Programming Exercise for Linear Regression
This article is for Linear Regression Programming Exercise.
About linear regression
For the concept, mathematical derivation and optimization methods of linear regression, please view the previously posted article Machine learning Algorithm - Linear Regression.
Programming Exercise
Import libraries
import matplotlib.pyplot as plt
import numpy as np
Set up parameters in training
m = 500 # Size of training set.
epochs = 5 # Number of training epoch.
batch_sizes = 20 # Number of training elements in one batch.
iterations = int(m/batch_sizes)
lr = 0.001 # Learning rage.
assert m % batch_sizes == 0 #Raising an AssertionError when m is not divisible by batch_sizes.
Generate training set
We generate m points near the objective function as our training set:
# Generate m pairs (x, y) as training set.
x1, x2, x3 = np.linspace(-50, 50, m).reshape((batch_sizes, iterations)), np.linspace(-50, 50, m).reshape((batch_sizes, iterations)), np.linspace(-50, 50, m).reshape((batch_sizes, iterations))
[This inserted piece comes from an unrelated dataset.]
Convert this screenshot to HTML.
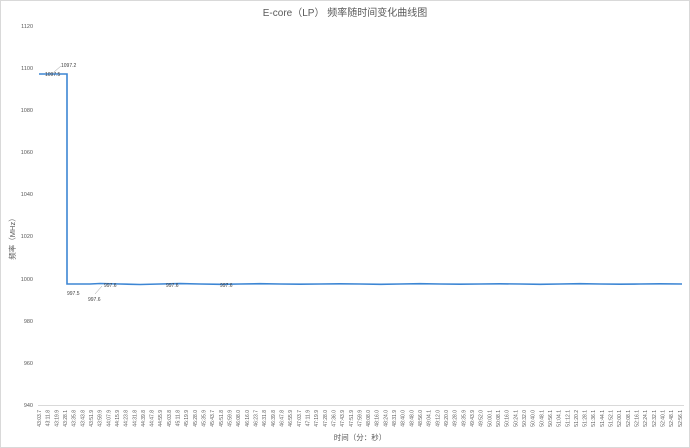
<!DOCTYPE html>
<html><head><meta charset="utf-8"><style>
html,body{margin:0;padding:0;background:#fff}
svg{display:block}
text{font-family:"Liberation Sans","Noto Sans CJK SC",sans-serif}
</style></head><body>
<svg width="690" height="448" xmlns="http://www.w3.org/2000/svg">
<rect x="0.5" y="0.5" width="689" height="447" fill="#fff" stroke="#d9d9d9"/>
<text x="345" y="16" font-size="10" fill="#595959" text-anchor="middle">E-core（LP） 频率随时间变化曲线图</text>
<g font-size="5.5" fill="#595959" text-anchor="end">
<text x="33" y="28">1120</text><text x="33" y="70">1100</text><text x="33" y="112">1080</text>
<text x="33" y="154">1060</text><text x="33" y="196">1040</text><text x="33" y="238">1020</text>
<text x="33" y="281">1000</text><text x="33" y="323">980</text><text x="33" y="365">960</text>
<text x="33" y="407">940</text>
</g>
<text transform="translate(15,237) rotate(-90)" font-size="7.5" fill="#595959" text-anchor="middle">频率（MHz）</text>
<line x1="38" y1="405.5" x2="684" y2="405.5" stroke="#d9d9d9" stroke-width="1"/>
<polyline fill="none" stroke="#3d86d4" stroke-width="1.6" points="39,74 67,74 67,284 90,284 100,283.5 120,284 140,284.5 160,284 180,283.6 200,284 220,284.3 240,284 260,283.7 280,284 300,284.2 320,284 340,283.8 360,284 380,284.3 400,284 420,283.7 440,284 460,284.2 480,284 500,283.8 520,284 540,284.3 560,284 580,283.7 600,284 620,284.2 640,284 660,283.8 682,284"/>
<g font-size="5" fill="#404040">
<text x="61" y="67">1097.2</text><text x="45" y="76">1097.5</text>
<text x="67" y="295">997.5</text><text x="88" y="301">997.6</text>
<text x="104" y="287">997.6</text><text x="166" y="287">997.6</text><text x="220" y="287">997.6</text>
</g>
<line x1="54" y1="72" x2="61" y2="66" stroke="#999" stroke-width="0.5"/>
<line x1="95" y1="294" x2="102" y2="286" stroke="#999" stroke-width="0.5"/>
<g font-size="5" fill="#595959" text-anchor="end" id="xl">
<text transform="translate(41,410) rotate(-90)">43:03.7</text>
<text transform="translate(49.66,410) rotate(-90)">43:11.8</text>
<text transform="translate(58.32,410) rotate(-90)">43:19.9</text>
<text transform="translate(66.98,410) rotate(-90)">43:28.1</text>
<text transform="translate(75.64,410) rotate(-90)">43:35.8</text>
<text transform="translate(84.3,410) rotate(-90)">43:43.8</text>
<text transform="translate(92.96,410) rotate(-90)">43:51.9</text>
<text transform="translate(101.62,410) rotate(-90)">43:59.9</text>
<text transform="translate(110.28,410) rotate(-90)">44:07.9</text>
<text transform="translate(118.94,410) rotate(-90)">44:15.9</text>
<text transform="translate(127.6,410) rotate(-90)">44:23.8</text>
<text transform="translate(136.26,410) rotate(-90)">44:31.8</text>
<text transform="translate(144.92,410) rotate(-90)">44:39.8</text>
<text transform="translate(153.58,410) rotate(-90)">44:47.8</text>
<text transform="translate(162.24,410) rotate(-90)">44:55.9</text>
<text transform="translate(170.9,410) rotate(-90)">45:03.8</text>
<text transform="translate(179.56,410) rotate(-90)">45:11.8</text>
<text transform="translate(188.22,410) rotate(-90)">45:19.9</text>
<text transform="translate(196.88,410) rotate(-90)">45:28.0</text>
<text transform="translate(205.54,410) rotate(-90)">45:35.9</text>
<text transform="translate(214.2,410) rotate(-90)">45:43.7</text>
<text transform="translate(222.86,410) rotate(-90)">45:51.8</text>
<text transform="translate(231.52,410) rotate(-90)">45:59.9</text>
<text transform="translate(240.18,410) rotate(-90)">46:08.0</text>
<text transform="translate(248.84,410) rotate(-90)">46:16.0</text>
<text transform="translate(257.5,410) rotate(-90)">46:23.7</text>
<text transform="translate(266.16,410) rotate(-90)">46:31.8</text>
<text transform="translate(274.82,410) rotate(-90)">46:39.8</text>
<text transform="translate(283.48,410) rotate(-90)">46:47.8</text>
<text transform="translate(292.14,410) rotate(-90)">46:55.9</text>
<text transform="translate(300.8,410) rotate(-90)">47:03.7</text>
<text transform="translate(309.46,410) rotate(-90)">47:11.9</text>
<text transform="translate(318.12,410) rotate(-90)">47:19.9</text>
<text transform="translate(326.78,410) rotate(-90)">47:28.0</text>
<text transform="translate(335.44,410) rotate(-90)">47:36.0</text>
<text transform="translate(344.1,410) rotate(-90)">47:43.9</text>
<text transform="translate(352.76,410) rotate(-90)">47:51.9</text>
<text transform="translate(361.42,410) rotate(-90)">47:59.9</text>
<text transform="translate(370.08,410) rotate(-90)">48:08.0</text>
<text transform="translate(378.74,410) rotate(-90)">48:16.0</text>
<text transform="translate(387.4,410) rotate(-90)">48:24.0</text>
<text transform="translate(396.06,410) rotate(-90)">48:31.9</text>
<text transform="translate(404.72,410) rotate(-90)">48:40.0</text>
<text transform="translate(413.38,410) rotate(-90)">48:48.0</text>
<text transform="translate(422.04,410) rotate(-90)">48:56.0</text>
<text transform="translate(430.7,410) rotate(-90)">49:04.1</text>
<text transform="translate(439.36,410) rotate(-90)">49:12.0</text>
<text transform="translate(448.02,410) rotate(-90)">49:20.0</text>
<text transform="translate(456.68,410) rotate(-90)">49:28.0</text>
<text transform="translate(465.34,410) rotate(-90)">49:35.9</text>
<text transform="translate(474,410) rotate(-90)">49:43.9</text>
<text transform="translate(482.66,410) rotate(-90)">49:52.0</text>
<text transform="translate(491.32,410) rotate(-90)">50:00.1</text>
<text transform="translate(499.98,410) rotate(-90)">50:08.1</text>
<text transform="translate(508.64,410) rotate(-90)">50:16.0</text>
<text transform="translate(517.3,410) rotate(-90)">50:24.1</text>
<text transform="translate(525.96,410) rotate(-90)">50:32.0</text>
<text transform="translate(534.62,410) rotate(-90)">50:40.0</text>
<text transform="translate(543.28,410) rotate(-90)">50:48.1</text>
<text transform="translate(551.94,410) rotate(-90)">50:56.1</text>
<text transform="translate(560.6,410) rotate(-90)">51:04.1</text>
<text transform="translate(569.26,410) rotate(-90)">51:12.1</text>
<text transform="translate(577.92,410) rotate(-90)">51:20.2</text>
<text transform="translate(586.58,410) rotate(-90)">51:28.1</text>
<text transform="translate(595.24,410) rotate(-90)">51:36.1</text>
<text transform="translate(603.9,410) rotate(-90)">51:44.1</text>
<text transform="translate(612.56,410) rotate(-90)">51:52.1</text>
<text transform="translate(621.22,410) rotate(-90)">52:00.1</text>
<text transform="translate(629.88,410) rotate(-90)">52:08.1</text>
<text transform="translate(638.54,410) rotate(-90)">52:16.1</text>
<text transform="translate(647.2,410) rotate(-90)">52:24.1</text>
<text transform="translate(655.86,410) rotate(-90)">52:32.1</text>
<text transform="translate(664.52,410) rotate(-90)">52:40.1</text>
<text transform="translate(673.18,410) rotate(-90)">52:48.1</text>
<text transform="translate(681.84,410) rotate(-90)">52:56.1</text>
</g>
<text x="360" y="440" font-size="7.5" fill="#595959" text-anchor="middle">时间（分：秒）</text>
</svg>
</body></html>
# Fitted objective function: y = 10 + 5 * x1 - 6 * x2 + 10 * x3
y = 10 + 5 * x1 - 6*x2 + 10 * x3 + np.random.rand(batch_sizes, iterations) * 200 - 100 # Introduce noise
x = np.linspace(-50, 50, m)
plt.scatter(x, y, s=10) # Visualize training set
plt.legend(["(x_train, y_train)"])
Now we can view the generated training set:
Training
# Initialize parameters
a0, a1, a2, a3 = np.random.rand(4)
d0, d1, d2, d3 = [0,0,0,0]
H = a0 + a1 * x1 + a2 * x2 + a3 * x3
J = 0 # Cost function
J_out = np.array([]) # Array used for plotting
# Training process
for epoch in range(0, epochs):
print("=============== Training epoch " + str(epoch) + "===============")
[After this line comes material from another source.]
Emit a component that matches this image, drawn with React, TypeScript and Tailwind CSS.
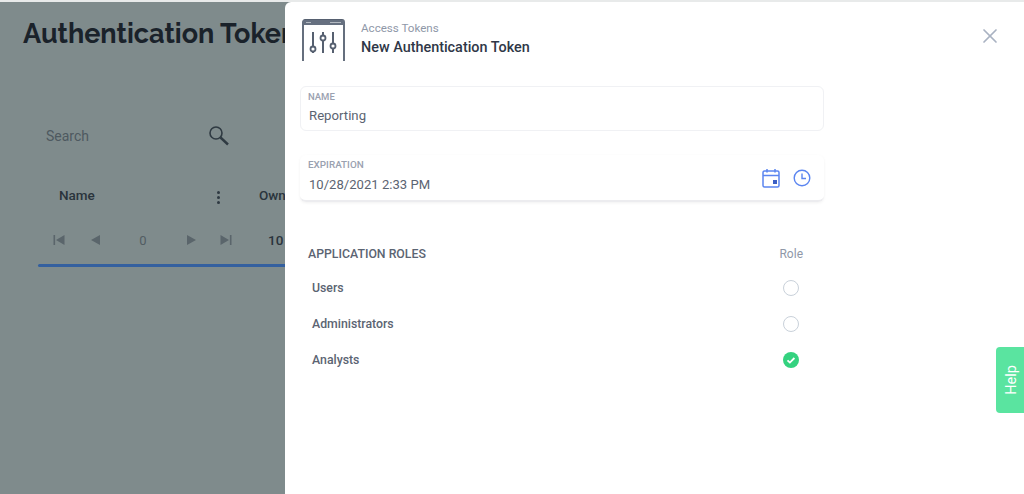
import { X } from "lucide-react";

const roles = [
  { name: "Users", checked: false },
  { name: "Administrators", checked: false },
  { name: "Analysts", checked: true },
];

const Triangle = ({ flip }: { flip?: boolean }) => (
  <svg width="12" height="12" viewBox="0 0 12 12" className={flip ? "rotate-180" : ""}>
    <path d="M10 1v10L1 6z" fill="#5a656b" />
  </svg>
);

const EdgeTriangle = ({ flip }: { flip?: boolean }) => (
  <svg width="12" height="12" viewBox="0 0 12 12" className={flip ? "rotate-180" : ""}>
    <path d="M0.5 1h1.6v10H0.5zM11.500 1v10L3 6z" fill="#5a656b" />
  </svg>
);

const SearchIcon = () => (
  <svg width="20" height="20" viewBox="0 0 20 20" fill="none" stroke="#2f3a42">
    <circle cx="7" cy="7" r="6" strokeWidth="1.600" />
    <path d="M11.500 11.500l7.500 7" strokeWidth="2.400" />
  </svg>
);

const TokenIcon = () => (
  <svg width="43" height="43" viewBox="0 0 43 43" fill="none" stroke="#566070" strokeWidth="1.800">
    <path d="M1 42V3a2 2 0 0 1 2-2h37a2 2 0 0 1 2 2v39" />
    <rect x="1" y="1" width="41" height="5" fill="#667080" stroke="none" />
    <path d="M4 3.500h5M28 3.500h11" strokeWidth="1.200" stroke="#b4bac2" />
    <path d="M11 13v14M11 33v1M21 13v3M21 22v12M31 13v11M31 30v4" strokeWidth="2" />
    <circle cx="11" cy="30" r="2.500" />
    <circle cx="21" cy="19" r="2.500" />
    <circle cx="31" cy="27" r="2.500" />
  </svg>
);

const CalendarIcon = () => (
  <svg width="18" height="20" viewBox="0 0 18 20" fill="none" stroke="#5b85f0" strokeWidth="1.500">
    <rect x="1" y="3" width="16" height="16" rx="1.500" />
    <path d="M1 7.500h16M5 1v3.500M13 1v3.500" />
    <rect x="11" y="12" width="4" height="4" fill="#3b5fc4" stroke="none" />
  </svg>
);

const ClockIcon = () => (
  <svg width="18" height="18" viewBox="0 0 18 18" fill="none" stroke="#5b85f0" strokeWidth="1.400">
    <circle cx="9" cy="9" r="7.800" />
    <path d="M9 4.500V9.500h4" />
  </svg>
);

const RoleRadio = ({ checked }: { checked: boolean }) =>
  checked ? (
    <svg width="16" height="16" viewBox="0 0 16 16" fill="none">
      <circle cx="8" cy="8" r="8" fill="#34d27f" />
      <path d="M4.500 8.300l2.400 2.300 4.500-4.600" stroke="#ffffff" strokeWidth="1.800" />
    </svg>
  ) : (
    <span className="h-4 w-4 rounded-full border border-[#c9d1da]" />
  );

export default function App() {
  return (
    <div className="relative h-[494px] w-[1024px] overflow-hidden border-t-2 border-[#e8eaea] bg-[#7f8b8c] font-['Roboto',sans-serif]">
      <div className="w-[285px] overflow-hidden pt-[15px] pl-[23px]">
        <h1 className="whitespace-nowrap font-['Raleway','Lato',sans-serif] text-[27px] leading-[34px] font-bold text-[#1a222a]">
          Authentication Tokens
        </h1>
        <div className="mt-[73px] ml-[23px] flex h-[24px] w-[183px] items-center justify-between text-sm text-[#4e5960]">
          <span>Search</span>
          <SearchIcon />
        </div>
        <div className="mt-[37px] ml-[36px] flex items-center text-[13.500px] font-medium text-[#2a343c]">
          <span className="w-[153px] shrink-0">Name</span>
          <span className="flex w-[13px] shrink-0 flex-col items-center gap-[2px] pt-1">
            <i className="h-[3px] w-[3px] rounded-full bg-[#2f3a42]" />
            <i className="h-[3px] w-[3px] rounded-full bg-[#2f3a42]" />
            <i className="h-[3px] w-[3px] rounded-full bg-[#2f3a42]" />
          </span>
          <span className="ml-[34px] shrink-0 whitespace-nowrap">Owner</span>
        </div>
        <div className="mt-[25px] ml-[30px] flex items-center text-[13px] text-[#525d63]">
          <EdgeTriangle />
          <span className="ml-[25px]"><Triangle /></span>
          <span className="ml-[26px] w-[30px] text-center">0</span>
          <span className="ml-[27px]"><Triangle flip /></span>
          <span className="ml-[23px]"><EdgeTriangle flip /></span>
          <span className="ml-[36px] text-[13.500px] font-medium text-[#2a343c]">10</span>
        </div>
        <div className="mt-[13px] ml-[15px] h-[3px] w-[260px] rounded-l-full bg-[#34609f]" />
      </div>

      <div className="absolute inset-y-0 right-0 left-[285px] rounded-tl-[6px] bg-white">
        <div className="mt-[17px] ml-[17px] flex h-[43px] items-center">
          <TokenIcon />
          <div className="mb-[5px] ml-[16px]">
            <div className="text-[11.600px] leading-[16px] text-[#8f98a8]">Access Tokens</div>
            <div className="mt-[3px] text-[14.400px] leading-[18px] font-medium text-[#2f3747]">New Authentication Token</div>
          </div>
        </div>
        <button className="absolute top-[22px] right-[22px] text-[#a9b2c2]">
          <X size={24} strokeWidth={1.700} />
        </button>

        <div className="mt-[24px] ml-[15px] h-[45px] w-[524px] rounded-[6px] border border-[#f0f1f4] px-2 pt-[4px]">
          <div className="-ml-px text-[9.500px] leading-[12px] font-medium text-[#9aa1b0]">NAME</div>
          <div className="mt-[3px] text-[13.200px] leading-[20px] text-[#5b6472]">Reporting</div>
        </div>

        <div className="mt-[24px] ml-[15px] flex h-[47px] w-[524px] items-center justify-between rounded-[6px] border-b-2 border-[#ececef] px-2 shadow-[0_1px_3px_rgba(0,0,0,0.06)]">
          <div className="self-start pt-[4px]">
            <div className="text-[9.900px] leading-[12px] font-medium text-[#9aa1b0]">EXPIRATION</div>
            <div className="mt-[4px] ml-px text-[13.100px] leading-[20px] text-[#5b6472]">10/28/2021 2:33 PM</div>
          </div>
          <div className="mt-px mr-[5px] flex items-center gap-[13px]">
            <CalendarIcon />
            <ClockIcon />
          </div>
        </div>

        <div className="mt-[43px] ml-[23px] flex w-[495px] items-center justify-between">
          <span className="text-[12.300px] font-medium text-[#5b6472]">APPLICATION ROLES</span>
          <span className="text-xs text-[#8f98a8]">Role</span>
        </div>
        <div className="mt-[7px] ml-[26px] flex w-[488px] flex-col">
          {roles.map((role) => (
            <div key={role.name} className="flex h-[36px] items-center justify-between">
              <span className="ml-px text-[12.300px] font-medium text-[#5b6472]">{role.name}</span>
              <RoleRadio checked={role.checked} />
            </div>
          ))}
        </div>
      </div>

      <div className="absolute top-[345px] right-0 flex h-[66px] w-[28px] items-center justify-center rounded-l-[4px] bg-[#5ae4a0]">
        <span className="ml-[3px] -rotate-90 text-[14.500px] text-white">Help</span>
      </div>
    </div>
  );
}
for batch_size in range(0, batch_sizes):
J = 0
d0, d1, d2, d3 = [0, 0, 0, 0]
H = a0 + a1 * x1 + a2 * x2 + a3 * x3
for iteration in range(0, iterations):
# Cost function and gradient descent
J = J + (1/(2 * m)) * ((H[batch_size][iteration] - y[batch_size][iteration]) ** 2)
d0 = d0 + (1 / m) * (H[batch_size][iteration] - y[batch_size][iteration])
d1 = d1 + (1 / m) * ((H[batch_size][iteration] - y[batch_size][iteration]) * x1[batch_size][iteration])
d2 = d2 + (1 / m) * ((H[batch_size][iteration] - y[batch_size][iteration]) * x2[batch_size][iteration])
d3 = d3 + (1 / m) * ((H[batch_size][iteration] - y[batch_size][iteration]) * x3[batch_size][iteration])
# Update parameters
a0 = a0 - lr * d0
a1 = a1 - lr * d1
a2 = a2 - lr * d2
a3 = a3 - lr * d3
# Update for plotting
J_out = np.append(J_out, J)
# Visualize cost function
plt.figure
plt.plot(np.linspace(0, epochs*batch_sizes, epochs*batch_sizes), J_out)
plt.legend(["Cost function J(x)"])
plt.show
Now we can view the cost function as we training the model to evaluate results of training:
Generate testing set and evaluate training results
Similarly, we generate our testing set:
# Generate testing set
x1_t, x2_t, x3_t = np.linspace(-50.5, 50.5, m), np.linspace(-50.5, 50.5, m), np.linspace(-50.5, 50.5, m)
y_hat = a0 + a1 * x1_t + a2 * x2_t + a3 * x3_t
x_t = np.linspace(-50.5, 50.5, m)
Then we can draw the hypothesis of our testing set and our training set in one figure to evaluate how our trained model works:
# Visualize testing set
plt.figure
plt.scatter(x, y, s=10)
plt.plot(x_t, y_hat, c="r")
plt.legend(["(x_train, y_train)","y_test"])
plt.show
Now we can view the results of our generated model (the red line):
From the results, we can see that our model is able to successfully fit linear functions, which proves that linear regression model is great for fitting linear functions.